__INSTRUCTION__
Extract every line that contains the string "React".

————

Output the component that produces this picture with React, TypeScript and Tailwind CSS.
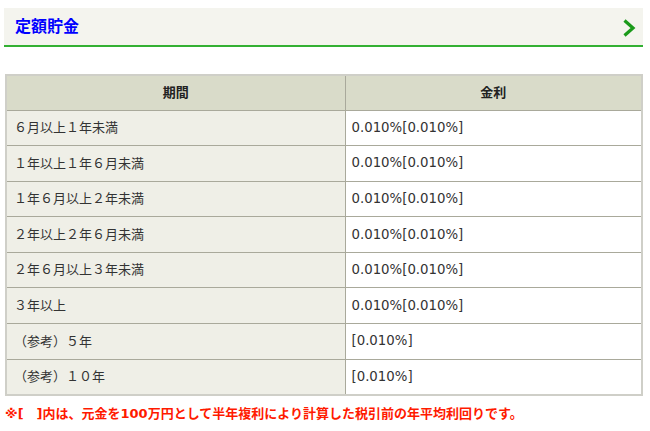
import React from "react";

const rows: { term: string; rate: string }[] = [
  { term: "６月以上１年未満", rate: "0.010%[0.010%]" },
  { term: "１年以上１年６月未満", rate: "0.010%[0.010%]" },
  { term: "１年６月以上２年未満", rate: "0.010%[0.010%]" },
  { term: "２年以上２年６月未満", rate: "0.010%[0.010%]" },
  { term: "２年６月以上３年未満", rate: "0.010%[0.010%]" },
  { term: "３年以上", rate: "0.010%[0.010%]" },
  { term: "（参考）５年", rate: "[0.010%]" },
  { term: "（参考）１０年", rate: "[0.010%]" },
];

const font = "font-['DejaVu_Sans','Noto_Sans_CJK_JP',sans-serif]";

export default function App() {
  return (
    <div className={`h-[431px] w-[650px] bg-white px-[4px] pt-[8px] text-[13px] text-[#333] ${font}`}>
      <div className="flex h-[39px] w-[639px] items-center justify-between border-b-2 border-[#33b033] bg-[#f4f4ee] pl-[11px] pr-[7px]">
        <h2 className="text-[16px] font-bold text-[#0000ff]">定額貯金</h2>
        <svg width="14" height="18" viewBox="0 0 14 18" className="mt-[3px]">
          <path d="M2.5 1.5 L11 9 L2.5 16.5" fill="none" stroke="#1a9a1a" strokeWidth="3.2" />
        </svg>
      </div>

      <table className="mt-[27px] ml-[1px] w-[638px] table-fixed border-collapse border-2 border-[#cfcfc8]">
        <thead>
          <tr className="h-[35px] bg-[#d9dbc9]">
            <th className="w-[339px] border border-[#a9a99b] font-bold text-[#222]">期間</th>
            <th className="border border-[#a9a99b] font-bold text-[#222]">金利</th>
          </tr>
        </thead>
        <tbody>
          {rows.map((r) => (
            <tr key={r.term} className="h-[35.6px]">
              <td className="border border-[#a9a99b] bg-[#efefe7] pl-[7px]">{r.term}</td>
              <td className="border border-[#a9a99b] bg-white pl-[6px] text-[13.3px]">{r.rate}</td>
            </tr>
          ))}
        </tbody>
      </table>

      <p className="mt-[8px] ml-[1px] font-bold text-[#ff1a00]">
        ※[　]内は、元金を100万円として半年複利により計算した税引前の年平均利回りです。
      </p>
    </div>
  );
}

————

__EXERCISE RESULT__
Output the component that produces this picture with React, TypeScript and Tailwind CSS.
import React from "react";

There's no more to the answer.